#### DATA SECTION:
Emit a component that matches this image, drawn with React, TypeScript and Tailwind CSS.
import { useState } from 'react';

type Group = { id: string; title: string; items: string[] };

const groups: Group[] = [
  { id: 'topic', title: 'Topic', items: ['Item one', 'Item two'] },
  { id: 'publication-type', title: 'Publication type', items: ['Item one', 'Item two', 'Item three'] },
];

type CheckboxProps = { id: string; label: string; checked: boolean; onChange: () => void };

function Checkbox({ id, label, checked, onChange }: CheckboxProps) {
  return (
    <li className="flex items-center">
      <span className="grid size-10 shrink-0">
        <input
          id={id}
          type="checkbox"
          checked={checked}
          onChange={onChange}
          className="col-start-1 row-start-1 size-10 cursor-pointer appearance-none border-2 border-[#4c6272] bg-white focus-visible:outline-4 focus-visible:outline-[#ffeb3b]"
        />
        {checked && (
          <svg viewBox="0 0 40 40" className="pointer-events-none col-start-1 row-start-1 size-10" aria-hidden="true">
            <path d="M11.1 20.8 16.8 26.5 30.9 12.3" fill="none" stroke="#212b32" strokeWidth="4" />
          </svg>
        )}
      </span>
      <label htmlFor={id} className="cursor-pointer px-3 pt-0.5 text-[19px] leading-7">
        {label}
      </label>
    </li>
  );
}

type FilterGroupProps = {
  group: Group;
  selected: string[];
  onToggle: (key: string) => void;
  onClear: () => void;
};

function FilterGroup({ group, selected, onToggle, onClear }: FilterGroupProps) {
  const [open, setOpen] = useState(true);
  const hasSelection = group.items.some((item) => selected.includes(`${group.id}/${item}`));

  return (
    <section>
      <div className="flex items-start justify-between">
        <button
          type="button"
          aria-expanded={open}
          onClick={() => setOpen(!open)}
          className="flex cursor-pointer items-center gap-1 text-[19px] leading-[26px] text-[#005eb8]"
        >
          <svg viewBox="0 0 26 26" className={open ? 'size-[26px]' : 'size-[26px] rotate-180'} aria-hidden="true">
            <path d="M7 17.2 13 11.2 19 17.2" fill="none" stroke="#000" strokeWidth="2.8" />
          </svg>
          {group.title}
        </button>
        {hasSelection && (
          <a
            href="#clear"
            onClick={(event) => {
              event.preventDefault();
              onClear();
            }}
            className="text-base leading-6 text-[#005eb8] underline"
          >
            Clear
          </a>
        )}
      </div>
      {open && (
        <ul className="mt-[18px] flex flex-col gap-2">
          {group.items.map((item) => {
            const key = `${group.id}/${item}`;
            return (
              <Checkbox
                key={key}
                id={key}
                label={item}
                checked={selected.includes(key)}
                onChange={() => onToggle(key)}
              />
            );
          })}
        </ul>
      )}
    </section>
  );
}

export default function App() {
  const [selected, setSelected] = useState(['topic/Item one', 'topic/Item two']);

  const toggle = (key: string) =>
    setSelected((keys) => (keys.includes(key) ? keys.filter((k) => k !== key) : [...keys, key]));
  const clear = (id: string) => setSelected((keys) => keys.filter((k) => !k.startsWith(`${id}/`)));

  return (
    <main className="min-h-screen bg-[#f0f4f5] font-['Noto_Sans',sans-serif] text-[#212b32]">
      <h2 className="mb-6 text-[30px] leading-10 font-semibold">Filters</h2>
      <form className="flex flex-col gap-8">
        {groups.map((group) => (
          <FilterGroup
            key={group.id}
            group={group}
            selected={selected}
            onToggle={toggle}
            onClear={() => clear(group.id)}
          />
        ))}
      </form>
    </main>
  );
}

#### TASK OBJECTIVE:
Reproduce the material in full, with no word added or dropped.

#### OUTPUT OF THE EXERCISE:
Emit a component that matches this image, drawn with React, TypeScript and Tailwind CSS.
import { useState } from 'react';

type Group = { id: string; title: string; items: string[] };

const groups: Group[] = [
  { id: 'topic', title: 'Topic', items: ['Item one', 'Item two'] },
  { id: 'publication-type', title: 'Publication type', items: ['Item one', 'Item two', 'Item three'] },
];

type CheckboxProps = { id: string; label: string; checked: boolean; onChange: () => void };

function Checkbox({ id, label, checked, onChange }: CheckboxProps) {
  return (
    <li className="flex items-center">
      <span className="grid size-10 shrink-0">
        <input
          id={id}
          type="checkbox"
          checked={checked}
          onChange={onChange}
          className="col-start-1 row-start-1 size-10 cursor-pointer appearance-none border-2 border-[#4c6272] bg-white focus-visible:outline-4 focus-visible:outline-[#ffeb3b]"
        />
        {checked && (
          <svg viewBox="0 0 40 40" className="pointer-events-none col-start-1 row-start-1 size-10" aria-hidden="true">
            <path d="M11.1 20.8 16.8 26.5 30.9 12.3" fill="none" stroke="#212b32" strokeWidth="4" />
          </svg>
        )}
      </span>
      <label htmlFor={id} className="cursor-pointer px-3 pt-0.5 text-[19px] leading-7">
        {label}
      </label>
    </li>
  );
}

type FilterGroupProps = {
  group: Group;
  selected: string[];
  onToggle: (key: string) => void;
  onClear: () => void;
};

function FilterGroup({ group, selected, onToggle, onClear }: FilterGroupProps) {
  const [open, setOpen] = useState(true);
  const hasSelection = group.items.some((item) => selected.includes(`${group.id}/${item}`));

  return (
    <section>
      <div className="flex items-start justify-between">
        <button
          type="button"
          aria-expanded={open}
          onClick={() => setOpen(!open)}
          className="flex cursor-pointer items-center gap-1 text-[19px] leading-[26px] text-[#005eb8]"
        >
          <svg viewBox="0 0 26 26" className={open ? 'size-[26px]' : 'size-[26px] rotate-180'} aria-hidden="true">
            <path d="M7 17.2 13 11.2 19 17.2" fill="none" stroke="#000" strokeWidth="2.8" />
          </svg>
          {group.title}
        </button>
        {hasSelection && (
          <a
            href="#clear"
            onClick={(event) => {
              event.preventDefault();
              onClear();
            }}
            className="text-base leading-6 text-[#005eb8] underline"
          >
            Clear
          </a>
        )}
      </div>
      {open && (
        <ul className="mt-[18px] flex flex-col gap-2">
          {group.items.map((item) => {
            const key = `${group.id}/${item}`;
            return (
              <Checkbox
                key={key}
                id={key}
                label={item}
                checked={selected.includes(key)}
                onChange={() => onToggle(key)}
              />
            );
          })}
        </ul>
      )}
    </section>
  );
}

export default function App() {
  const [selected, setSelected] = useState(['topic/Item one', 'topic/Item two']);

  const toggle = (key: string) =>
    setSelected((keys) => (keys.includes(key) ? keys.filter((k) => k !== key) : [...keys, key]));
  const clear = (id: string) => setSelected((keys) => keys.filter((k) => !k.startsWith(`${id}/`)));

  return (
    <main className="min-h-screen bg-[#f0f4f5] font-['Noto_Sans',sans-serif] text-[#212b32]">
      <h2 className="mb-6 text-[30px] leading-10 font-semibold">Filters</h2>
      <form className="flex flex-col gap-8">
        {groups.map((group) => (
          <FilterGroup
            key={group.id}
            group={group}
            selected={selected}
            onToggle={toggle}
            onClear={() => clear(group.id)}
          />
        ))}
      </form>
    </main>
  );
}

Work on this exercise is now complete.